§ **TASK TO COMPLETE**: Filter out everything except lines holding "index".

-- Start of DATA RECORDS --

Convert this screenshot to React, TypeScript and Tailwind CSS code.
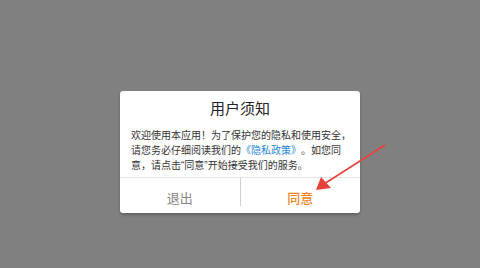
const Arrow = () => (
  <svg
    className="pointer-events-none absolute left-0 top-0"
    width={480}
    height={268}
    viewBox="0 0 480 268"
  >
    <line x1={385} y1={145} x2={324} y2={184} stroke="#e8413b" strokeWidth={1.6} />
    <polygon points="316,190 321,177 331,188" fill="#e8413b" />
  </svg>
);

export default function App() {
  return (
    <div
      className="relative h-[268px] w-[480px] overflow-hidden bg-[#808080] pt-[91px]"
      style={{ fontFamily: '"Noto Sans CJK SC", "Noto Sans", sans-serif' }}
    >
      <div className="mx-auto w-[240px] rounded-[3px] bg-white shadow-[0_2px_3px_rgba(0,0,0,0.25)]">
        <div className="pt-[7px] text-center text-[15px] leading-[20px] text-[#222]">
          用户须知
        </div>
        <div className="mt-[9px] whitespace-nowrap px-[11px] pb-[4px] text-[10px] leading-[15px] text-[#333] [text-spacing-trim:space-all]">
          欢迎使用本应用！为了保护您的隐私和使用安全，
          <br />
          请您务必仔细阅读我们的
          <span className="text-[#2a86d6]">《隐私政策》</span>
          。如您同
          <br />
          意，请点击
          <span className="font-['Liberation_Sans']">“</span>
          同意
          <span className="font-['Liberation_Sans']">”</span>
          开始接受我们的服务。
        </div>
        <div className="flex border-t border-[#e2e2e2] pb-[7px] text-[13px] leading-[16px]">
          <div className="flex-1 border-r border-[#cfcfcf] pt-[12px] text-center text-[#858585]">
            退出
          </div>
          <div className="flex-1 pt-[12px] text-center font-medium text-[#f5841f]">
            同意
          </div>
        </div>
      </div>
      <Arrow />
    </div>
  );
}
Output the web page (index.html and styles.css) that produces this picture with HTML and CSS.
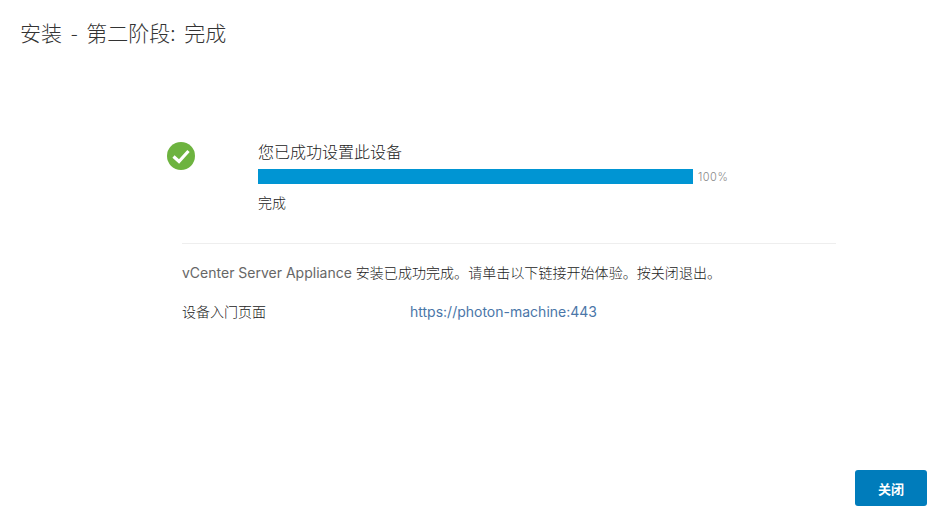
FILE: index.html
```html
<!DOCTYPE html>
<html lang="zh-CN">
<head>
    <meta charset="UTF-8">
    <title>安装 - 第二阶段: 完成</title>
    <link rel="stylesheet" href="styles.css">
</head>
<body>
    <div class="page">
        <h1 class="title">安装 - 第二阶段: 完成</h1>

        <div class="main">
            <div class="status">
                <div class="status-icon">
                    <svg width="30" height="30" viewBox="0 0 30 30">
                        <circle cx="15" cy="14" r="14" fill="#6db33f"/>
                        <path d="M7.5 14.5 L13 19.5 L22.5 9" fill="none" stroke="#fff" stroke-width="3.2"/>
                    </svg>
                </div>
                <div class="status-text">
                    <div class="status-title">您已成功设置此设备</div>
                    <div class="progress-row">
                        <div class="progress-bar"></div>
                        <span class="progress-num">100%</span>
                    </div>
                    <div class="status-sub">完成</div>
                </div>
            </div>

            <div class="details">
                <p class="message"><span class="latin">vCenter Server Appliance</span> <span class="cjk">安装已成功完成。请单击以下链接开始体验。按关闭退出。</span></p>
                <div class="link-row">
                    <span class="link-label">设备入门页面</span>
                    <a class="link-url" href="#">https://photon-machine:443</a>
                </div>
            </div>
        </div>

        <div class="footer">
            <button type="button" class="close-btn">关闭</button>
        </div>
    </div>
</body>
</html>
```

FILE: styles.css
```css
body {
    margin: 0;
    background-color: #fff;
    color: #333;
    font-family: "Inter", "Noto Sans CJK SC", sans-serif;
}

.page {
    display: flex;
    flex-direction: column;
    height: 528px;
    overflow: hidden;
}

.title {
    margin: 0;
    padding: 18px 0 0 20px;
    font-size: 21px;
    line-height: 28px;
    font-weight: 300;
    word-spacing: 4px;
    color: #333;
    font-family: "Noto Sans CJK SC", sans-serif;
}

.main {
    flex: 1;
    padding: 96px 0 0 166px;
}

.status {
    display: flex;
}

.status-icon {
    width: 92px;
}

.status-title {
    font-size: 16px;
    line-height: 20px;
    height: 20px;
    font-weight: 300;
    color: #222;
}

.progress-row {
    display: flex;
    align-items: center;
    margin-top: 7px;
}

.progress-bar {
    width: 435px;
    height: 15px;
    background-color: #0095d3;
}

.progress-num {
    margin-left: 5px;
    font-size: 11px;
    letter-spacing: 0.5px;
    font-weight: 300;
    color: #888;
}

.status-sub {
    margin-top: 9px;
    font-size: 14px;
    line-height: 20px;
    font-weight: 300;
    color: #222;
}

.details {
    width: 654px;
    margin: 30px 0 0 16px;
    padding-top: 19px;
    border-top: 1px solid #eee;
}

.message {
    margin: 0;
    font-size: 14px;
    line-height: 20px;
    font-weight: 300;
    color: #222;
}

.latin {
    font-weight: 400;
    color: #666;
}

.cjk {
    letter-spacing: 0.05px;
}

.link-row {
    display: flex;
    margin-top: 19px;
    font-size: 14px;
    line-height: 20px;
    font-weight: 300;
    color: #222;
}

.link-label {
    width: 228px;
}

.link-url {
    font-weight: 400;
    color: #4a76a8;
    text-decoration: none;
}

.footer {
    display: flex;
    justify-content: flex-end;
    padding: 0 18px 22px 0;
}

.close-btn {
    width: 72px;
    height: 36px;
    border: none;
    border-radius: 3px;
    background-color: #007cbb;
    color: #fff;
    font-size: 13px;
    font-weight: 700;
    font-family: "Noto Sans CJK SC", sans-serif;
}
```
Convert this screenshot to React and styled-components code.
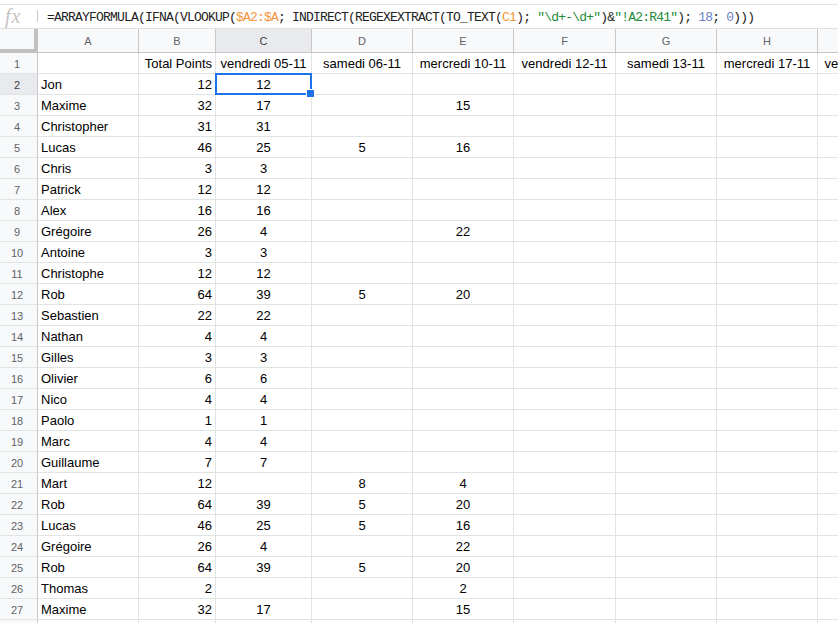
import React from 'react'
import styled, { createGlobalStyle } from 'styled-components'

// column widths in px, each includes its 1px right grid line
const widths = [38, 101, 77, 96, 101, 101, 102, 101, 101, 100]
const letters = ['A', 'B', 'C', 'D', 'E', 'F', 'G', 'H', 'I']
const template = widths.map(w => `${w}px`).join(' ')

const colors = {
  grid: '#e2e3e3',
  headerLine: '#c7c7c7',
  headerBg: '#f8f9fa',
  headerActive: '#e8eaed',
  headerText: '#5f6368',
  blue: '#1a73e8',
}

const formula = [
  { t: '=ARRAYFORMULA(IFNA(VLOOKUP(' },
  { t: '$A2:$A', k: 'ref' },
  { t: '; INDIRECT(REGEXEXTRACT(TO_TEXT(' },
  { t: 'C1', k: 'ref' },
  { t: '); ' },
  { t: '"\\d+-\\d+"', k: 'str' },
  { t: ')&' },
  { t: '"!A2:R41"', k: 'str' },
  { t: '); ' },
  { t: '18', k: 'num' },
  { t: '; ' },
  { t: '0', k: 'num' },
  { t: ')))' },
]

const titles = [
  '',
  'Total Points',
  'vendredi 05-11',
  'samedi 06-11',
  'mercredi 10-11',
  'vendredi 12-11',
  'samedi 13-11',
  'mercredi 17-11',
  'vendredi 19-11',
]

const rows = [
  ['Jon', 12, 12],
  ['Maxime', 32, 17, '', 15],
  ['Christopher', 31, 31],
  ['Lucas', 46, 25, 5, 16],
  ['Chris', 3, 3],
  ['Patrick', 12, 12],
  ['Alex', 16, 16],
  ['Grégoire', 26, 4, '', 22],
  ['Antoine', 3, 3],
  ['Christophe', 12, 12],
  ['Rob', 64, 39, 5, 20],
  ['Sebastien', 22, 22],
  ['Nathan', 4, 4],
  ['Gilles', 3, 3],
  ['Olivier', 6, 6],
  ['Nico', 4, 4],
  ['Paolo', 1, 1],
  ['Marc', 4, 4],
  ['Guillaume', 7, 7],
  ['Mart', 12, '', 8, 4],
  ['Rob', 64, 39, 5, 20],
  ['Lucas', 46, 25, 5, 16],
  ['Grégoire', 26, 4, '', 22],
  ['Rob', 64, 39, 5, 20],
  ['Thomas', 2, '', '', 2],
  ['Maxime', 32, 17, '', 15],
  [],
]

const GlobalStyle = createGlobalStyle`
  html, body {
    margin: 0;
    padding: 0;
    background: #fff;
    overflow: hidden;
  }
  * {
    box-sizing: border-box;
  }
`

const Page = styled.div`
  width: 838px;
  height: 623px;
  overflow: hidden;
  padding-top: 4px;
  font-family: 'Liberation Sans', Arial, sans-serif;
`

const FormulaBar = styled.div`
  display: flex;
  align-items: center;
  height: 25px;
  border-top: 1px solid #e1e1e1;
  border-bottom: 1px solid #e1e1e1;
`

const FxIcon = styled.div`
  width: 38px;
  height: 100%;
  display: flex;
  align-items: center;
  justify-content: flex-start;
  padding-left: 5px;
  position: relative;
  font-family: 'Liberation Serif', serif;
  font-style: italic;
  font-size: 20px;
  color: #c4c4c4;
  letter-spacing: 1px;

  &::after {
    content: '';
    position: absolute;
    right: 0;
    top: 5px;
    width: 1px;
    height: 12px;
    background: #c4c4c4;
  }
`

const FormulaText = styled.div`
  padding-left: 9px;
  font-family: 'Liberation Mono', monospace;
  font-size: 13px;
  letter-spacing: -0.8px;
  color: #222;
  white-space: pre;
  padding-top: 1px;
`

const Token = styled.span`
  color: ${p =>
    p.$kind === 'ref'
      ? '#f4953c'
      : p.$kind === 'str'
      ? '#1e8a3a'
      : p.$kind === 'num'
      ? '#6e7fc2'
      : 'inherit'};
`

const Grid = styled.div`
  display: grid;
  grid-template-columns: ${template};
`

const Corner = styled.div`
  height: 24px;
  background: ${colors.headerBg};
  border-right: 4px solid #c0c0c0;
  border-bottom: 4px solid #c0c0c0;
`

const ColHeader = styled.div`
  height: 24px;
  display: flex;
  align-items: center;
  justify-content: center;
  background: ${p => (p.$active ? colors.headerActive : colors.headerBg)};
  border-right: 1px solid ${colors.headerLine};
  border-bottom: 1px solid ${colors.headerLine};
  color: ${p => (p.$active ? '#3c4043' : colors.headerText)};
  font-size: 11px;
  padding-top: 1px;
`

const RowHeader = styled.div`
  height: 21px;
  display: flex;
  align-items: center;
  justify-content: center;
  padding-right: 3px;
  padding-top: 1px;
  background: ${p => (p.$active ? colors.headerActive : colors.headerBg)};
  border-right: 1px solid ${colors.headerLine};
  border-bottom: 1px solid ${colors.grid};
  color: ${p => (p.$active ? '#3c4043' : colors.headerText)};
  font-size: 11px;
`

const Cell = styled.div`
  position: relative;
  height: 21px;
  line-height: 18px;
  padding: 2px 3px 0 3px;
  border-right: 1px solid ${colors.grid};
  border-bottom: 1px solid ${colors.grid};
  font-size: 13px;
  color: #000;
  white-space: nowrap;
  text-align: ${p => p.$align};
  z-index: ${p => (p.$selected ? 2 : 'auto')};
  overflow: ${p => (p.$selected ? 'visible' : 'hidden')};

  ${p =>
    p.$selected &&
    `
    &::before {
      content: '';
      position: absolute;
      top: -1px;
      left: -1px;
      right: -1px;
      bottom: -1px;
      border: 2px solid ${colors.blue};
      pointer-events: none;
    }
    &::after {
      content: '';
      position: absolute;
      right: -4px;
      bottom: -4px;
      width: 7px;
      height: 7px;
      background: ${colors.blue};
      border: 1px solid #fff;
    }
  `}
`

const alignFor = col => (col === 0 ? 'left' : col === 1 ? 'right' : 'center')

export default function App() {
  return (
    <Page>
      <GlobalStyle />
      <FormulaBar>
        <FxIcon>fx</FxIcon>
        <FormulaText>
          {formula.map((part, i) => (
            <Token key={i} $kind={part.k}>
              {part.t}
            </Token>
          ))}
        </FormulaText>
      </FormulaBar>
      <Grid>
        <Corner />
        {letters.map(l => (
          <ColHeader key={l} $active={l === 'C'}>
            {l}
          </ColHeader>
        ))}

        <RowHeader>1</RowHeader>
        {titles.map((t, c) => (
          <Cell key={`t${c}`} $align={alignFor(c)}>
            {t}
          </Cell>
        ))}

        {rows.map((row, r) => {
          const n = r + 2
          return (
            <React.Fragment key={n}>
              <RowHeader $active={n === 2}>{n}</RowHeader>
              {letters.map((l, c) => (
                <Cell key={l} $align={alignFor(c)} $selected={n === 2 && c === 2}>
                  {row[c] ?? ''}
                </Cell>
              ))}
            </React.Fragment>
          )
        })}
      </Grid>
    </Page>
  )
}
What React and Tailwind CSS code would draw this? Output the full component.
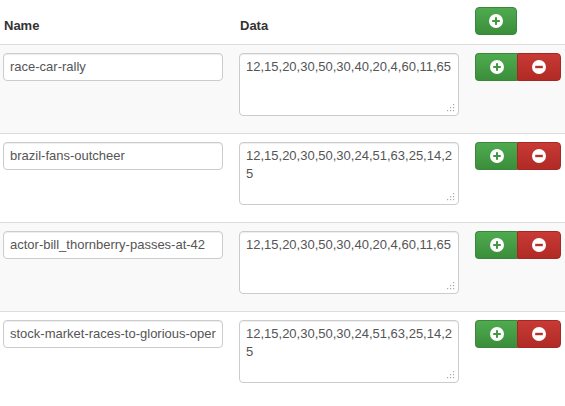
import React from "react";

const rows = [
  { name: "race-car-rally", data: ["12,15,20,30,50,30,40,20,4,60,11,65"] },
  { name: "brazil-fans-outcheer", data: ["12,15,20,30,50,30,24,51,63,25,14,2", "5"] },
  { name: "actor-bill_thornberry-passes-at-42", data: ["12,15,20,30,50,30,40,20,4,60,11,65"] },
  { name: "stock-market-races-to-glorious-oper", data: ["12,15,20,30,50,30,24,51,63,25,14,2", "5"] },
];

function PlusIcon({ color }) {
  return (
    <svg width="14" height="14" viewBox="0 0 14 14">
      <circle cx="7" cy="7" r="7" fill="#fff" />
      <rect x="6" y="3.2" width="2" height="7.6" fill={color} />
      <rect x="3.2" y="6" width="7.6" height="2" fill={color} />
    </svg>
  );
}

function MinusIcon({ color }) {
  return (
    <svg width="14" height="14" viewBox="0 0 14 14">
      <circle cx="7" cy="7" r="7" fill="#fff" />
      <rect x="3.2" y="5.8" width="7.6" height="2.4" fill={color} />
    </svg>
  );
}

function Grip() {
  return (
    <svg width="8" height="8" viewBox="0 0 8 8" className="absolute right-[3px] bottom-[3px]">
      {[[6, 0], [6, 3], [3, 3], [6, 6], [3, 6], [0, 6]].map(([x, y], i) => (
        <rect key={i} x={x} y={y} width="1.2" height="1.2" fill="#aaa" />
      ))}
    </svg>
  );
}

const green = "bg-[linear-gradient(to_bottom,#4fab4f,#3b8e3b)] border border-[#3a873a]";
const red = "bg-[linear-gradient(to_bottom,#c83a35,#b02a26)] border border-[#a52824]";

export default function App() {
  return (
    <div className="w-[565px] h-[406px] bg-white text-[#333] text-[13px] leading-[18px] font-['Liberation_Sans',Arial,sans-serif]">
      <div className="flex items-end h-[45px] pl-[3px] pb-[9px] border-b border-[#ddd]">
        <div className="w-[236px] font-bold pl-[1px]">Name</div>
        <div className="w-[236px] font-bold pl-[1px]">Data</div>
        <button className={`w-[42px] h-[28px] rounded-[4px] flex items-center justify-center ${green}`}>
          <PlusIcon color="#3f9a3f" />
        </button>
      </div>
      {rows.map((r, i) => (
        <div key={i} className={`flex items-start h-[89px] pl-[3px] pt-[8px] border-b border-[#ddd] ${i % 2 === 0 ? "bg-[#f9f9f9]" : "bg-white"} ${i === rows.length - 1 ? "border-b-0" : ""}`}>
          <div className="w-[236px]">
            <div className="w-[220px] h-[28px] px-[6px] flex items-center bg-white border border-[#ccc] rounded-[4px] shadow-[inset_0_1px_1px_rgba(0,0,0,0.075)] text-[#555] whitespace-nowrap overflow-hidden">
              {r.name}
            </div>
          </div>
          <div className="w-[236px]">
            <div className="relative w-[220px] h-[63px] px-[6px] py-[4px] bg-white border border-[#ccc] rounded-[4px] shadow-[inset_0_1px_1px_rgba(0,0,0,0.075)] text-[#555]">
              {r.data.map((l, j) => (
                <div key={j} className="whitespace-nowrap">{l}</div>
              ))}
              <Grip />
            </div>
          </div>
          <div className="flex">
            <button className={`w-[42px] h-[28px] rounded-l-[4px] flex items-center justify-center ${green} border-r-0`}>
              <PlusIcon color="#3f9a3f" />
            </button>
            <button className={`w-[44px] h-[28px] rounded-r-[4px] flex items-center justify-center ${red}`}>
              <MinusIcon color="#b8302b" />
            </button>
          </div>
        </div>
      ))}
    </div>
  );
}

-- End of DATA RECORDS --

§ **OUTPUT BELOW**:
Output the web page (index.html and styles.css) that produces this picture with HTML and CSS.
FILE: index.html
  z-index: ${p => (p.$selected ? 2 : 'auto')};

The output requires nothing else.